Nelson's influence on the early drafting of Federally funded college aid, later known as 'The Pell Grants', is detailed in G. Wayne Miller's biography on Pell, An Uncommon Man: "I don't believe he ever considered going to college," his son, David C. Nelson, recalled. "He had both admiration and disdain for higher education, believing he was as smart as any college graduate. This may have been a class thing, because he identified himself as a 'peasant', and my grandfather referred to the 'upper crust' as 'a bunch of crumbs held together by a little dough'. They almost lost their home several times during the Depression and were very traumatized during that period."

"Recognizing the complexities of the new world that his children would inherit convinced Nelson of the value of a college degree, and he brought that perspective to his boss in their discussions. Like Pell, Nelson saw a model in the G.I. Bill." (Page 156, An Uncommon Man)

In 1974 Nelson abruptly left Pell's office and joined the staff of the Senate Committee on Rules and Administration. Pell appointed another member of his staff, Paul Goulding, as his new AA. (Providence Journal-Bulletin, April 10, 1974).
Nelson was seemingly a happily married family man with three children and a home in Bethesda, Maryland. In 1976, he openly declared himself a gay man and left his suburban home to live in the city.
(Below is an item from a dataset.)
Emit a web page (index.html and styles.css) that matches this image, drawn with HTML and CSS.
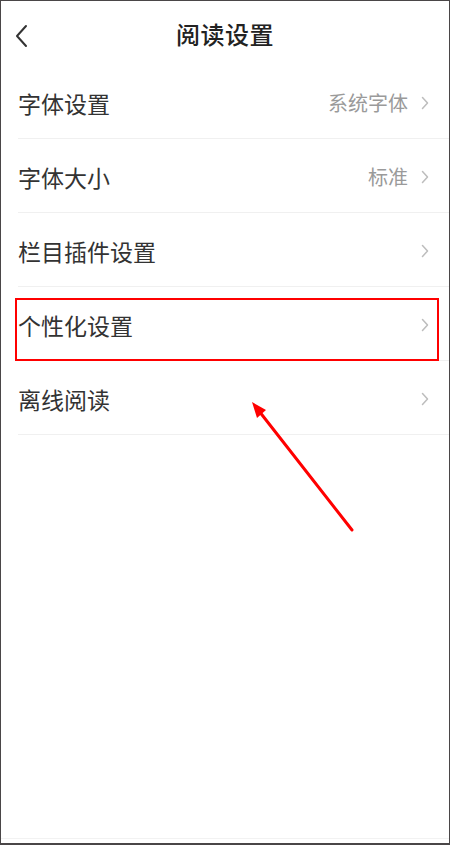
FILE: index.html
```html
<!DOCTYPE html>
<html lang="zh-CN">
<head>
<meta charset="utf-8">
<title>阅读设置</title>
<link rel="stylesheet" href="styles.css">
</head>
<body>
<div class="frame">
  <header class="topbar">
    <span class="back">
      <svg width="14" height="24" viewBox="0 0 14 24"><path d="M11 2 L2 12 L11 22" fill="none" stroke="#333" stroke-width="2" stroke-linecap="round" stroke-linejoin="round"/></svg>
    </span>
    <h1 class="title">阅读设置</h1>
  </header>
  <ul class="list">
    <li class="row"><span class="label">字体设置</span><span class="value">系统字体</span><span class="chev"><svg width="8" height="14" viewBox="0 0 8 14"><path d="M1.5 1.5 L6.5 7 L1.5 12.5" fill="none" stroke="#bdbdbd" stroke-width="1.5" stroke-linecap="round" stroke-linejoin="round"/></svg></span></li>
    <li class="row"><span class="label">字体大小</span><span class="value">标准</span><span class="chev"><svg width="8" height="14" viewBox="0 0 8 14"><path d="M1.5 1.5 L6.5 7 L1.5 12.5" fill="none" stroke="#bdbdbd" stroke-width="1.5" stroke-linecap="round" stroke-linejoin="round"/></svg></span></li>
    <li class="row"><span class="label">栏目插件设置</span><span class="value"></span><span class="chev"><svg width="8" height="14" viewBox="0 0 8 14"><path d="M1.5 1.5 L6.5 7 L1.5 12.5" fill="none" stroke="#bdbdbd" stroke-width="1.5" stroke-linecap="round" stroke-linejoin="round"/></svg></span></li>
    <li class="row"><span class="label">个性化设置</span><span class="value"></span><span class="chev"><svg width="8" height="14" viewBox="0 0 8 14"><path d="M1.5 1.5 L6.5 7 L1.5 12.5" fill="none" stroke="#bdbdbd" stroke-width="1.5" stroke-linecap="round" stroke-linejoin="round"/></svg></span></li>
    <li class="row"><span class="label">离线阅读</span><span class="value"></span><span class="chev"><svg width="8" height="14" viewBox="0 0 8 14"><path d="M1.5 1.5 L6.5 7 L1.5 12.5" fill="none" stroke="#bdbdbd" stroke-width="1.5" stroke-linecap="round" stroke-linejoin="round"/></svg></span></li>
  </ul>
  <div class="spacer"></div>
  <div class="bottombar"></div>
  <div class="highlight"></div>
  <svg class="annot" width="450" height="845" viewBox="0 0 450 845">
    <line x1="352" y1="530" x2="259" y2="411" stroke="#ff0000" stroke-width="3" stroke-linecap="round"/>
    <polygon points="252,402 266,410 257,418" fill="#ff0000"/>
  </svg>
</div>
</body>
</html>
```

FILE: styles.css
```css
* { box-sizing: border-box; }
html, body { margin: 0; padding: 0; background: #fff; }
body {
  font-family: "Noto Sans CJK SC", "Noto Sans", sans-serif;
  color: #333;
}
.frame {
  position: relative;
  width: 450px;
  height: 845px;
  border: 1px solid #4a4647;
  border-bottom-width: 2px;
  display: flex;
  flex-direction: column;
  background: #fff;
  overflow: hidden;
}
.topbar {
  height: 64px;
  display: flex;
  align-items: center;
  justify-content: center;
  position: relative;
  flex: none;
}
.back {
  position: absolute;
  left: 14px;
  top: 23px;
  display: flex;
}
.title {
  margin: 0;
  font-size: 24px;
  font-weight: 500;
  color: #222;
  letter-spacing: 0.5px;
  line-height: 1;
  padding-top: 2px;
}
.list {
  list-style: none;
  margin: 0 0 0 17px;
  padding: 0;
  flex: none;
}
.row {
  height: 74px;
  border-bottom: 1px solid #f0f0f0;
  display: flex;
  align-items: center;
  padding-right: 20px;
  padding-top: 3px;
}
.label {
  flex: 1;
  font-size: 23px;
  color: #333;
  line-height: 1;
}
.value {
  font-size: 20px;
  color: #9a9a9a;
  line-height: 1;
  margin-right: 13px;
}
.chev { display: flex; }
.spacer { flex: 1; }
.bottombar {
  height: 5px;
  border-top: 1px solid #f2f2f2;
  flex: none;
}
.highlight {
  position: absolute;
  left: 14px;
  top: 297px;
  width: 424px;
  height: 63px;
  border: 2px solid #ff0000;
}
.annot {
  position: absolute;
  left: -1px;
  top: -1px;
  pointer-events: none;
}
```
He remained good friends with his wife, whom he never divorced, and maintained contact with his children.

==Death==
Nelson was found murdered amid scattered newspapers and magazines in his apartment near Catholic University in Washington D.C. at 701 Quincy Street, NE, on June 1, 1981. The reported murder weapon was a large office typewriter.

On the floor of the Senate, the day after the murder, Senator Pell said: "There is probably no other Senate employee known to more of us than Ray (Nelson). The respect and affection with which he was regarded by his colleagues was shown when he was selected to serve as president of the Senate Staff Club, and last year was presented the Distinguished Service Award by the Congressional St
aff Club 'for his long time service in every facet of Senate life.' He also served as Senate Chairman for the Combined Federal Campaign." In a Washington Post article the day after the murder, Pell also said "Ray Nelson was a dear and old friend of my wife and me, as well as an associate who worked with me for many years. I grieve with and for his wife and children."

Before police sealed Nelson's apartment and office, a Senate staff member was allowed entry to remove 'sensitive' documents, thereby compromising evidence. Nelson's daughter Rebecca later stated that police did not interview family members who had been with him on the night before his death. Decades later, police revealed the crime scene had been staged and called the investigation "faulty police work". In November 1981, Wilmot Robertson wrote that Washington police had "clamped a lid of total secrecy" over the murder.